Rising prices and compressed yields often attract regulatory and political responses. On the Balearics, authorities have tightened rules around tourist rentals in recent years. Risks investors must monitor:

  • New municipal controls on short-term rentals that reduce revenue potential.
  • Changes in mortgage costs. Lower yields make portfolios sensitive to interest-rate moves.
  • Demand shocks: reduced tourism, travel restrictions or weaker foreign buyer interest can reverse price momentum.
  • Affordability pressure that spurs social housing initiatives and market intervention.

From an investment standpoint, diversification matters. Concentrating only on island hotspots can produce outsized returns but also higher policy and demand risk.

Where opportunities still exist

Despite the headline numbers, we see actionable niches:

  • Long-term rental portfolios in mid-sized mainland cities where yields are higher and regulation is more stable.
  • Renovation projects in established Palma neighbourhoods where well-executed upgrades can improve net yield and resale value.
  • Mixed strategies that combine seasonal short-stays in peak months with medium-term lets in off-peak periods to stabilise cashflow.

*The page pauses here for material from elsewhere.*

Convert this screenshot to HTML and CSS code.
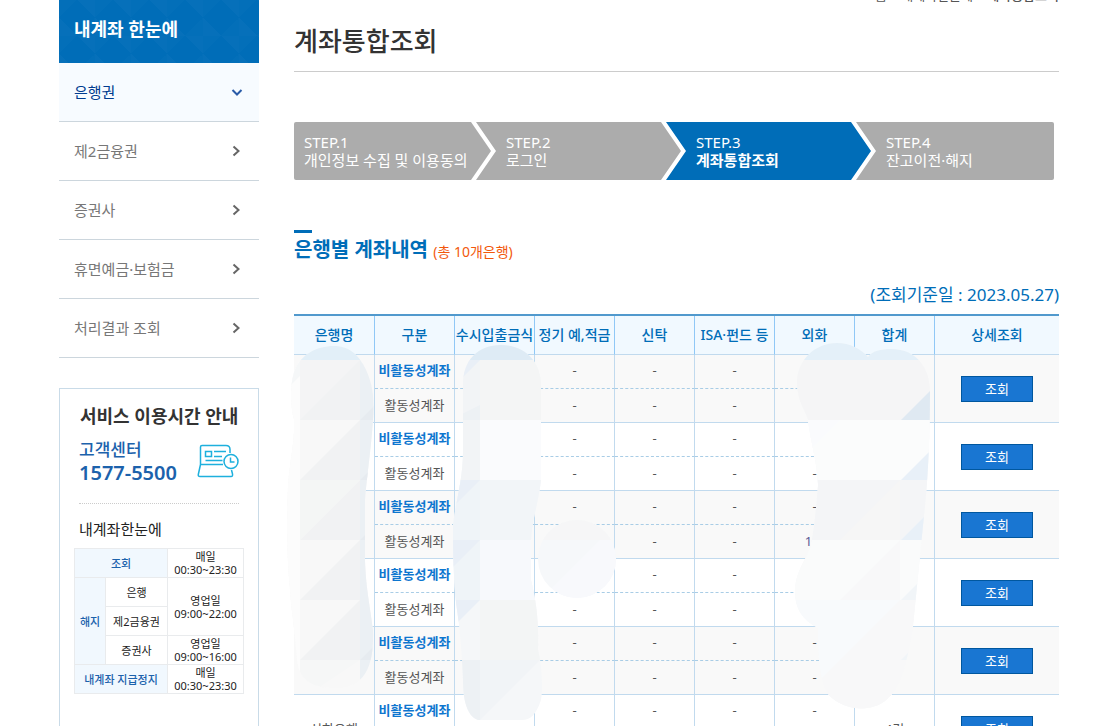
FILE: index.html
```html
<!DOCTYPE html>
<html lang="ko">
<head>
<meta charset="utf-8">
<title>계좌통합조회</title>
<link rel="stylesheet" href="styles.css">
</head>
<body>
<div class="page">
  <aside class="side">
    <h2 class="side-title">내계좌 한눈에</h2>
    <nav class="menu">
      <a class="on" href="#">은행권<svg class="chev" viewBox="0 0 12 12"><path d="M1.5 4 6 8.500 10.500 4"/></svg></a>
      <a href="#">제2금융권<svg class="chev" viewBox="0 0 12 12"><path d="M2.500 1.500 7.500 6 2.500 10.500"/></svg></a>
      <a href="#">증권사<svg class="chev" viewBox="0 0 12 12"><path d="M2.500 1.500 7.500 6 2.500 10.500"/></svg></a>
      <a href="#">휴면예금·보험금<svg class="chev" viewBox="0 0 12 12"><path d="M2.500 1.500 7.500 6 2.500 10.500"/></svg></a>
      <a href="#">처리결과 조회<svg class="chev" viewBox="0 0 12 12"><path d="M2.500 1.500 7.500 6 2.500 10.500"/></svg></a>
    </nav>
    <section class="card">
      <h3 class="card-title">서비스 이용시간 안내</h3>
      <div class="call">
        <div>
          <p class="call-name">고객센터</p>
          <p class="call-num">1577-5500</p>
        </div>
        <svg class="call-icon" viewBox="0 0 42 34">
          <path d="M26 20.500H3.500V3Q3.500 1.500 5 1.500H29Q33 1.500 33 5.500V9M3.500 20.500 1.300 30.500Q1 32.500 3 32.500H34Q36 32.500 35.500 30L34.500 26"/>
          <path d="M8.500 7.500h6v5h-6zM17 7.500h12M17 12.500h8M8.500 16.500h17"/>
          <circle cx="34" cy="17.500" r="7"/>
          <path d="M33.500 13.500v4.500h4"/>
        </svg>
      </div>
      <h4 class="card-sub">내계좌한눈에</h4>
      <table class="hours">
        <colgroup><col class="h1"><col class="h2"><col></colgroup>
        <tr><th colspan="2">조회</th><td>매일<br>00:30~23:30</td></tr>
        <tr><th rowspan="3">해지</th><td>은행</td><td rowspan="2">영업일<br>09:00~22:00</td></tr>
        <tr><td>제2금융권</td></tr>
        <tr><td>증권사</td><td>영업일<br>09:00~16:00</td></tr>
        <tr><th colspan="2">내계좌 지급정지</th><td>매일<br>00:30~23:30</td></tr>
      </table>
    </section>
  </aside>
  <main class="main">
    <div class="crumbs"><span>홈 &gt; 내계좌한눈에 &gt; <b>계좌통합조회</b></span></div>
    <h1 class="title">계좌통합조회</h1>
    <ol class="steps">
      <li class="first">STEP.1<br>개인정보 수집 및 이용동의</li>
      <li>STEP.2<br>로그인</li>
      <li class="now">STEP.3<br><b>계좌통합조회</b></li>
      <li class="last">STEP.4<br>잔고이전·해지</li>
    </ol>
    <h2 class="sub">은행별 계좌내역 <small>(총 10개은행)</small></h2>
    <p class="date">(조회기준일 : 2023.05.27)</p>
    <div class="grid">
      <table class="accounts">
        <colgroup><col class="c0"><col class="c"><col class="c"><col class="c"><col class="c"><col class="c"><col class="c"><col class="c"><col></colgroup>
        <thead><tr><th>은행명</th><th>구분</th><th>수시입출금식</th><th>정기 예,적금</th><th>신탁</th><th>ISA·펀드 등</th><th>외화</th><th>합계</th><th>상세조회</th></tr></thead>
        <tbody class="odd">
          <tr class="a"><td rowspan="2"></td><th>비활동성계좌</th><td></td><td>-</td><td>-</td><td>-</td><td></td><td rowspan="2"></td><td rowspan="2"><button>조회</button></td></tr>
          <tr class="b"><td>활동성계좌</td><td></td><td>-</td><td>-</td><td>-</td><td></td></tr>
        </tbody>
        <tbody>
          <tr class="a"><td rowspan="2"></td><th>비활동성계좌</th><td></td><td>-</td><td>-</td><td>-</td><td></td><td rowspan="2"></td><td rowspan="2"><button>조회</button></td></tr>
          <tr class="b"><td>활동성계좌</td><td></td><td>-</td><td>-</td><td>-</td><td>-</td></tr>
        </tbody>
        <tbody class="odd">
          <tr class="a"><td rowspan="2"></td><th>비활동성계좌</th><td></td><td>-</td><td>-</td><td>-</td><td>-</td><td rowspan="2"></td><td rowspan="2"><button>조회</button></td></tr>
          <tr class="b"><td>활동성계좌</td><td></td><td></td><td>-</td><td>-</td><td class="count">1건</td></tr>
        </tbody>
        <tbody>
          <tr class="a"><td rowspan="2"></td><th>비활동성계좌</th><td></td><td></td><td>-</td><td>-</td><td></td><td rowspan="2"></td><td rowspan="2"><button>조회</button></td></tr>
          <tr class="b"><td>활동성계좌</td><td></td><td>-</td><td>-</td><td>-</td><td></td></tr>
        </tbody>
        <tbody class="odd">
          <tr class="a"><td rowspan="2"></td><th>비활동성계좌</th><td></td><td>-</td><td>-</td><td>-</td><td>-</td><td rowspan="2"></td><td rowspan="2"><button>조회</button></td></tr>
          <tr class="b"><td>활동성계좌</td><td></td><td>-</td><td>-</td><td>-</td><td>-</td></tr>
        </tbody>
        <tbody>
          <tr class="a"><td rowspan="2">신한은행</td><th>비활동성계좌</th><td></td><td>-</td><td>-</td><td>-</td><td>-</td><td rowspan="2">4건</td><td rowspan="2"><button>조회</button></td></tr>
          <tr class="b"><td>활동성계좌</td><td></td><td>-</td><td>-</td><td>-</td><td>-</td></tr>
        </tbody>
      </table>
      <svg class="masks" viewBox="294 314 765 412" aria-hidden="true">
        <defs>
          <clipPath id="m1"><path d="M334 346C350 346 358 356 363 364C374 384 374 398 373 420C371 450 367 475 365 500V560C366 590 370 605 373 630C374 665 366 688 335 688C312 688 299 680 297 660C295 630 291 610 290 590C286 550 287 510 288 485C290 460 295 440 294 420C290 405 290 385 294 372C300 355 316 346 334 346Z"/></clipPath>
          <clipPath id="m2"><path d="M501 345C525 345 541 362 541 385V480C539 500 532 520 531 540V580C536 600 539 620 538 650C542 665 543 690 541 700C536 715 530 720 522 720H478C467 716 463 700 463 680C462 655 460 630 457 610C453 580 453 540 453 525C456 500 463 480 463 450V385C463 360 478 345 501 345Z"/></clipPath>
          <clipPath id="m3"><path d="M837 343C850 343 861 349 868 357C872 351 881 349 891 349C918 349 930 370 930 391C930 440 928 480 924 516L913 626C908 660 900 690 889 697C877 712 848 712 832 698C822 690 818 670 818 628C802 620 795 608 795 592C795 570 808 558 811 545C814 530 817 500 818 485C817 460 810 440 808 420C805 408 798 405 797 383C797 360 815 343 837 343Z"/></clipPath>
          <clipPath id="m4"><circle cx="577" cy="559" r="39"/></clipPath>
        </defs>
        <g clip-path="url(#m1)">
          <path fill="#f8f8f8" d="M280 340h100v350H280z"/>
          <path fill="#e2eff8" d="M280 340h100v20H280z"/>
          <path fill="#f4f4f5" d="M300 360h60v60h-60z"/>
          <path fill="#f1f2f3" d="M360 360v60h-60zM360 420v60h-60zM360 480v60h-60zM360 540v60h-60zM360 600v60h-60z"/>
          <path fill="#f4f6f5" d="M300 480h60l-60 60z"/>
          <path fill="#fcfcfc" d="M280 360h20v330h-20z"/>
          <path fill="#f5f7f8" d="M300 360v16l-20 20v-36z"/>
          <path fill="#ebf0f4" d="M360 360h20v330h-20z"/>
          <path fill="#e6ebf0" d="M380 400v20h-20zM380 460v20h-20zM380 520v20h-20zM380 640v20h-20z"/>
          <path fill="#f6f7f7" d="M300 660h60l-60 40z"/>
        </g>
        <g clip-path="url(#m2)">
          <path fill="#f5f7f9" d="M450 340h95v385h-95z"/>
          <path fill="#deebf5" d="M450 340h95v20h-95z"/>
          <path fill="#f4f5f5" d="M480 360h65v60h-65z"/>
          <path fill="#fafbfd" d="M480 420h65v60h-65z"/>
          <path fill="#f2f5f8" d="M480 480h65v60h-65z"/>
          <path fill="#f7f9fc" d="M480 540h65v60h-65z"/>
          <path fill="#f3f5f5" d="M480 600h65v60h-65z"/>
          <path fill="#f2f4f6" d="M450 360h30v60h-30zM450 420h30v60h-30z"/>
          <path fill="#eff4f8" d="M450 480h30v60h-30zM450 540h30v60h-30z"/>
          <path fill="#e9eff7" d="M450 480h30l-30 30zM450 540h30l-30 30zM450 600h30l-30 30zM480 360l-30 30v-30z"/>
          <path fill="#edf1f4" d="M450 660h30v60h-30zM480 420v-15l-30 15z"/>
          <path fill="#f1f4f7" d="M480 660h60l-60 60z"/>
        </g>
        <g clip-path="url(#m3)">
          <path fill="#f7f8f9" d="M790 340h145v375H790z"/>
          <path fill="#e4f0f9" d="M790 340h145v20H790z"/>
          <path fill="#f5f5f6" d="M790 360h145v60H790z"/>
          <path fill="#fbfcfc" d="M790 420h145v60H790z"/>
          <path fill="#fafbfd" d="M790 420h50l-50 50z"/>
          <path fill="#f4f5f7" d="M790 480h145v60H790z"/>
          <path fill="#f6f6f6" d="M900 480v60h-60z"/>
          <path fill="#fafbfb" d="M790 540h145v60H790z"/>
          <path fill="#f8f8f9" d="M900 540v60h-60zM900 600h35v115H790v-5z"/>
          <path fill="#f8fafc" d="M790 600h110L790 710z"/>
          <path fill="#dfe9f2" d="M935 386v34h-34z"/>
          <path fill="#e8f0f8" d="M935 446v34h-34zM935 506v34h-34z"/>
          <path fill="#f1f5f8" d="M935 566v34h-34zM935 626v34h-34z"/>
        </g>
        <g clip-path="url(#m4)">
          <path fill="#f6f8fa" d="M530 515h100v90H530z"/>
          <path fill="#f6f6f7" d="M530 515h100v25H530z"/>
          <path fill="#f8f9fc" d="M600 540h20v60h-80z"/>
        </g>
      </svg>
    </div>
  </main>
</div>
</body>
</html>
```
FILE: styles.css
```css
* { box-sizing: border-box; margin: 0; padding: 0; }
body {
  font-family: "Noto Sans", "Noto Sans CJK KR", sans-serif;
  color: #555;
  background: #fff;
}
.page {
  display: grid;
  grid-template-columns: 200px 1fr;
  gap: 35px;
  height: 100vh;
  padding: 0 45px 0 59px;
  overflow: hidden;
}

/* sidebar */
.side-title {
  height: 63px;
  padding: 17px 15px;
  font-size: 18px;
  line-height: 24px;
  color: #fff;
  background-color: #006db8;
  background-image:
    linear-gradient(45deg, #0670ba 25%, transparent 25%, transparent 75%, #0670ba 75%),
    linear-gradient(-45deg, #036fb9 25%, transparent 25%, transparent 75%, #036fb9 75%);
  background-size: 36px 36px;
}
.menu a {
  display: flex;
  align-items: center;
  justify-content: space-between;
  height: 59px;
  padding: 0 16px 2px 15px;
  border-bottom: 1px solid #ccd6dd;
  font-size: 15px;
  color: #777;
  text-decoration: none;
}
.menu .on { color: #003c8f; background: #f7fbff; }
.chev { width: 12px; height: 12px; margin-top: 2px; fill: none; stroke: #666; stroke-width: 2; }
.on .chev { stroke: #2a5ba8; }
.card {
  height: 400px;
  margin-top: 30px;
  padding: 15px 14px;
  border: 1px solid #c9dbe8;
}
.card-title {
  padding-left: 6px;
  font-size: 18px;
  line-height: 25px;
  color: #333;
  white-space: nowrap;
}
.call {
  display: flex;
  justify-content: space-between;
  align-items: center;
  height: 75px;
  margin: 0 5px;
  padding-bottom: 10px;
  border-bottom: 1px dotted #ccc;
  color: #1c62ac;
}
.call-name { font-size: 17px; line-height: 23px; font-weight: 500; }
.call-num { font-size: 20px; line-height: 24px; font-weight: 600; }
.call-icon { width: 42px; height: 34px; fill: none; stroke: #1eb0dd; stroke-width: 1.500; }
.card-sub {
  padding-left: 5px;
  margin: 13px 0 7px;
  font-size: 15px;
  line-height: 24px;
  font-weight: 400;
  color: #222;
}
.hours {
  width: 100%;
  border-collapse: collapse;
  table-layout: fixed;
  font-size: 11px;
  line-height: 13px;
  text-align: center;
  color: #222;
}
.h1 { width: 31px; }
.h2 { width: 62px; }
.hours th, .hours td { height: 29px; border: 1px solid #e9ebed; font-weight: 400; white-space: nowrap; }
.hours th { color: #1c62ac; background: #f1f8fe; font-weight: 500; }

/* main column */
.crumbs {
  display: flex;
  justify-content: flex-end;
  align-items: flex-end;
  height: 4px;
  overflow: hidden;
  font-size: 13px;
  line-height: 18px;
}
.crumbs b { font-weight: 500; }
.title {
  height: 68px;
  padding-top: 18px;
  border-bottom: 1px solid #ccc;
  font-size: 26px;
  line-height: 38px;
  font-weight: 500;
  color: #333;
}
.steps {
  display: flex;
  margin: 50px 5px 0 0;
  border-radius: 2px;
  overflow: hidden;
  list-style: none;
}
.steps li {
  flex: 1 1 205px;
  height: 58px;
  margin-left: -15px;
  padding: 11px 0 0 30px;
  font-size: 15px;
  line-height: 18px;
  color: #fff;
  white-space: nowrap;
  background: #acacac;
  clip-path: polygon(0 0, calc(100% - 20px) 0, 100% 50%, calc(100% - 20px) 100%, 0 100%, 20px 50%);
}
.steps .first {
  flex-basis: 197px;
  margin-left: 0;
  padding-left: 10px;
  clip-path: polygon(0 0, calc(100% - 20px) 0, 100% 50%, calc(100% - 20px) 100%, 0 100%);
}
.steps .now { background: #006db8; }
.steps .last { flex-basis: 198px; clip-path: polygon(0 0, 100% 0, 100% 100%, 0 100%, 20px 50%); }
.sub {
  margin-top: 50px;
  font-size: 20px;
  line-height: 34px;
  font-weight: 600;
  color: #006db8;
}
.sub::before { content: ""; display: block; width: 18px; height: 3px; background: #006db8; }
.sub small { font-size: 14px; font-weight: 400; color: #f2580c; }
.date {
  margin: 13px 0 7px;
  font-size: 17px;
  line-height: 25px;
  text-align: right;
  color: #006db8;
}
.grid { position: relative; }
.accounts {
  width: 100%;
  table-layout: fixed;
  border-spacing: 0;
  border-top: 2px solid #5199cd;
  font-size: 13px;
  line-height: 18px;
  text-align: center;
}
.c0 { width: 81px; }
.c { width: 80px; }
.accounts th, .accounts td { border-right: 1px solid #c1daee; white-space: nowrap; }
.accounts thead th {
  height: 39px;
  border-right-color: #90c8f6;
  border-bottom: 1px solid #c1daee;
  background: #f1f9ff;
  font-size: 14px;
  font-weight: 500;
  color: #006db8;
}
.accounts tr > :last-child:not(:nth-child(-n+7)) { border-right: 0; }
.accounts tbody th, .accounts tbody td { height: 34px; border-bottom: 1px solid #c1daee; }
.accounts tbody th { color: #0e76cf; font-weight: 600; }
.accounts .a > :not([rowspan]) { padding-bottom: 3px; border-bottom: 1px dashed #a9cde6; }
.accounts .b > td { padding-bottom: 1px; }
.accounts .odd { background: #f9f9f9; }
.accounts .count { color: #5a5a94; }
.accounts button {
  width: 72px;
  height: 26px;
  border: 1px solid #00579f;
  background: #1976d2;
  font: inherit;
  color: #fff;
}
.masks { position: absolute; left: 0; top: 0; width: 765px; height: 412px; overflow: visible; }
```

Always run scenarios that assume lower occupancy and slower rent growth than the recent past.

Conclusion: a market of contrasts — act with data

The pisos.com figures show a stark truth: price growth in the Balearics has far outpaced most of Spain, while rental yields in Palma have been driven down to 4.38%, well below the national 7.02% average. That split raises both opportunities and pitfalls: potential capital gains for well-timed sellers and exposure to regulatory and seasonal risks for income-focused buyers.

In our analysis, the Balearics are attractive if you prioritise capital appreciation and can absorb lower rental returns and higher operational complexity. If steady rental income matters more, parts of the Spanish mainland still offer comparatively higher yields and lower concentration risk.

Make investment decisions on verified local data, run conservative yield calculations, and factor in regulatory and seasonal variables. One clear datapoint to close on: the average 90 m² purchase in Spain generated €15,346 gross per year in rent in December 2025, a figure investors must trim to understand real cashflow.

Frequently Asked Questions

How much did Balearic house prices increase between 2020 and 2025?

The average sale price in the Balearics rose by 62.5% between 2020 and 2025, from €283,825 to €461,269 for a 90 m² property, according to pisos.com.

Are rental yields in Palma attractive for investors?

No. At the end of 2025 Palma’s gross rental yield was 4.38%, the second lowest among Spanish cities, behind San Sebastián at 3.87%. National gross yield was 7.02%.

Why are prices rising so quickly on the Balearic Islands?

Primary drivers are a structural shortage of long-term rental supply, strong tourist and foreign buyer demand, limited new construction in desirable areas, and conversion of housing into tourist rentals.

Should I buy on the Balearics for rental income or capital gains?

If your priority is rental cashflow, Balearic markets like Palma deliver low gross yields and higher operating complexity. If you prioritise capital appreciation and can tolerate weak short-term yields, these markets may be attractive. Always run net-yield and stress-test scenarios before committing.